> [Exercise requirements] Tally the lines that include "this". Output the number only.

# Start of Dataset extract

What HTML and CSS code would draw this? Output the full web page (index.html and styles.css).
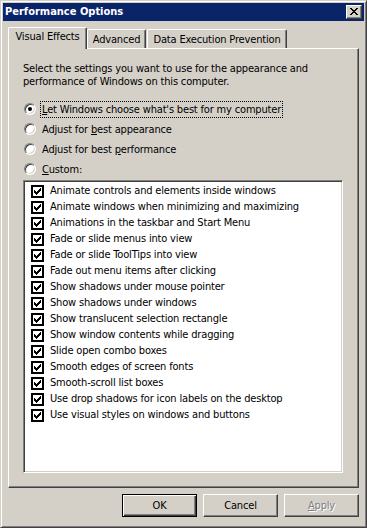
FILE: index.html
```html
<!DOCTYPE html>
<html>
<head>
<meta charset="utf-8">
<title>Performance Options</title>
<link rel="stylesheet" href="styles.css">
</head>
<body>
<div class="window">
  <div class="titlebar">
    <span class="title">Performance Options</span>
    <span class="close">
      <svg width="8" height="7" viewBox="0 0 8 7" shape-rendering="crispEdges">
        <path fill="#000" d="M0 0h2v1h-2zM6 0h2v1h-2zM1 1h2v1h-2zM5 1h2v1h-2zM2 2h4v1h-4zM3 3h2v1h-2zM2 4h4v1h-4zM1 5h2v1h-2zM5 5h2v1h-2zM0 6h2v1h-2zM6 6h2v1h-2z"/>
      </svg>
    </span>
  </div>
  <div class="body">
    <div class="tabs">
      <div class="tab tab-active">Visual Effects</div>
      <div class="tab tab-adv">Advanced</div>
      <div class="tab tab-dep">Data Execution Prevention</div>
    </div>
    <div class="panel">
      <p class="desc">Select the settings you want to use for the appearance and<br>performance of Windows on this computer.</p>
      <div class="radios">
        <div class="radio-row"><span class="radio checked"></span><span class="label focus"><u>L</u>et Windows choose what's best for my computer</span></div>
        <div class="radio-row"><span class="radio"></span><span class="label">Adjust for <u>b</u>est appearance</span></div>
        <div class="radio-row"><span class="radio"></span><span class="label">Adjust for best <u>p</u>erformance</span></div>
        <div class="radio-row"><span class="radio"></span><span class="label"><u>C</u>ustom:</span></div>
      </div>
      <div class="listbox">
        <div class="item"><span class="cb"></span>Animate controls and elements inside windows</div>
        <div class="item"><span class="cb"></span>Animate windows when minimizing and maximizing</div>
        <div class="item"><span class="cb"></span>Animations in the taskbar and Start Menu</div>
        <div class="item"><span class="cb"></span>Fade or slide menus into view</div>
        <div class="item"><span class="cb"></span>Fade or slide ToolTips into view</div>
        <div class="item"><span class="cb"></span>Fade out menu items after clicking</div>
        <div class="item"><span class="cb"></span>Show shadows under mouse pointer</div>
        <div class="item"><span class="cb"></span>Show shadows under windows</div>
        <div class="item"><span class="cb"></span>Show translucent selection rectangle</div>
        <div class="item"><span class="cb"></span>Show window contents while dragging</div>
        <div class="item"><span class="cb"></span>Slide open combo boxes</div>
        <div class="item"><span class="cb"></span>Smooth edges of screen fonts</div>
        <div class="item"><span class="cb"></span>Smooth-scroll list boxes</div>
        <div class="item"><span class="cb"></span>Use drop shadows for icon labels on the desktop</div>
        <div class="item"><span class="cb"></span>Use visual styles on windows and buttons</div>
      </div>
    </div>
    <div class="buttons">
      <div class="btn btn-default"><span>OK</span></div>
      <div class="btn"><span>Cancel</span></div>
      <div class="btn btn-disabled"><span><u>A</u>pply</span></div>
    </div>
  </div>
</div>
</body>
</html>
```

FILE: styles.css
```css
* { box-sizing: border-box; }
html, body { margin: 0; padding: 0; }
body {
  width: 367px;
  height: 528px;
  background: #d4d0c8;
  font-family: "DejaVu Sans Condensed", "DejaVu Sans", sans-serif;
  font-stretch: semi-condensed;
  font-size: 11px;
  letter-spacing: -0.17px;
  color: #000;
}
.window {
  width: 367px;
  height: 528px;
  background: #d4d0c8;
  border: 1px solid;
  border-color: #d4d0c8 #404040 #404040 #d4d0c8;
  box-shadow: inset 1px 1px #fff, inset -1px -1px #808080;
  padding: 2px;
  display: flex;
  flex-direction: column;
}
.titlebar {
  height: 18px;
  background: #0a246a;
  display: flex;
  align-items: center;
  justify-content: space-between;
  padding: 0 2px 0 2px;
}
.title {
  color: #fff;
  font-weight: bold;
  font-size: 11px;
  letter-spacing: 0;
  line-height: 18px;
}
.close {
  width: 16px;
  height: 14px;
  background: #d4d0c8;
  border: 1px solid;
  border-color: #fff #404040 #404040 #fff;
  box-shadow: inset -1px -1px #808080;
  display: flex;
  align-items: center;
  justify-content: center;
  padding: 0 1px 1px 0;
}
.close svg { display: block; }
.body {
  flex: 1;
  display: flex;
  flex-direction: column;
  padding: 6px 5px 6px 5px;
}
.tabs {
  display: flex;
  align-items: flex-end;
  height: 21px;
  position: relative;
  z-index: 2;
}
.tab {
  height: 19px;
  border-top: 1px solid #fff;
  border-left: 1px solid #fff;
  border-right: 1px solid #404040;
  box-shadow: inset -1px 0 #808080;
  border-radius: 2px 2px 0 0;
  background: #d4d0c8;
  padding: 3px 0 0 0;
  text-align: center;
  line-height: 14px;
  white-space: nowrap;
}
.tab-active {
  width: 79px;
  height: 22px;
  margin-bottom: -1px;
  padding-top: 2px;
}
.tab-adv { width: 59px; }
.tab-dep { width: 140px; margin-left: 1px; }
.panel {
  height: 440px;
  border: 1px solid;
  border-color: #fff #404040 #404040 #fff;
  box-shadow: inset -1px -1px #808080;
  padding: 13px 13px 0 14px;
  display: flex;
  flex-direction: column;
}
.desc {
  margin: 0;
  line-height: 13px;
}
.radios {
  margin-top: 11px;
  display: flex;
  flex-direction: column;
}
.radio-row {
  height: 20px;
  display: flex;
  align-items: center;
}
.radio {
  width: 12px;
  height: 12px;
  margin-left: 1px;
  border-radius: 50%;
  background: #fff;
  border: 1px solid;
  border-color: #808080 #fff #fff #808080;
  box-shadow: inset 1px 1px #404040, inset -1px -1px #d4d0c8;
  display: flex;
  align-items: center;
  justify-content: center;
}
.radio.checked::after {
  content: "";
  width: 4px;
  height: 4px;
  border-radius: 50%;
  background: #000;
}
.label {
  margin-left: 4px;
  padding: 1px 1px;
  line-height: 13px;
  border: 1px solid transparent;
}
.label.focus { border: 1px dotted #000; }
.listbox {
  margin-top: 1px;
  width: 320px;
  height: 293px;
  background: #fff;
  border: 1px solid;
  border-color: #808080 #fff #fff #808080;
  box-shadow: inset 1px 1px #404040, inset -1px -1px #d4d0c8;
  padding: 2px 2px 2px 7px;
}
.item {
  height: 16px;
  display: flex;
  align-items: center;
  white-space: nowrap;
  line-height: 16px;
}
.cb {
  width: 13px;
  height: 13px;
  flex: none;
  margin-right: 6px;
  background-color: #fff;
  background-image: url("data:image/svg+xml;utf8,<svg xmlns='http://www.w3.org/2000/svg' width='13' height='13' shape-rendering='crispEdges'><path fill='none' stroke='%23000' stroke-width='2' d='M1 1h11v11h-11z'/><path fill='%23000' d='M9 3h1v1h-1zM8 4h2v1h-2zM3 5h1v1h-1zM7 5h3v1h-3zM3 6h2v1h-2zM6 6h3v1h-3zM3 7h5v1h-5zM4 8h3v1h-3zM5 9h1v1h-1z'/></svg>");
}
.buttons {
  margin-top: 6px;
  display: flex;
  justify-content: flex-end;
  gap: 6px;
}
.btn {
  width: 75px;
  height: 23px;
  background: #d4d0c8;
  border: 1px solid;
  border-color: #fff #404040 #404040 #fff;
  box-shadow: inset -1px -1px #808080;
  display: flex;
  align-items: center;
  justify-content: center;
  line-height: 13px;
}
.btn-default {
  border: 1px solid #000;
  box-shadow: inset 1px 1px #fff, inset -1px -1px #404040, inset -2px -2px #808080;
}
.btn-disabled span {
  color: #808080;
  text-shadow: 1px 1px #fff;
}
u { text-decoration: underline; text-underline-offset: 1px; }
```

# End of Dataset extract

> [Full output] 2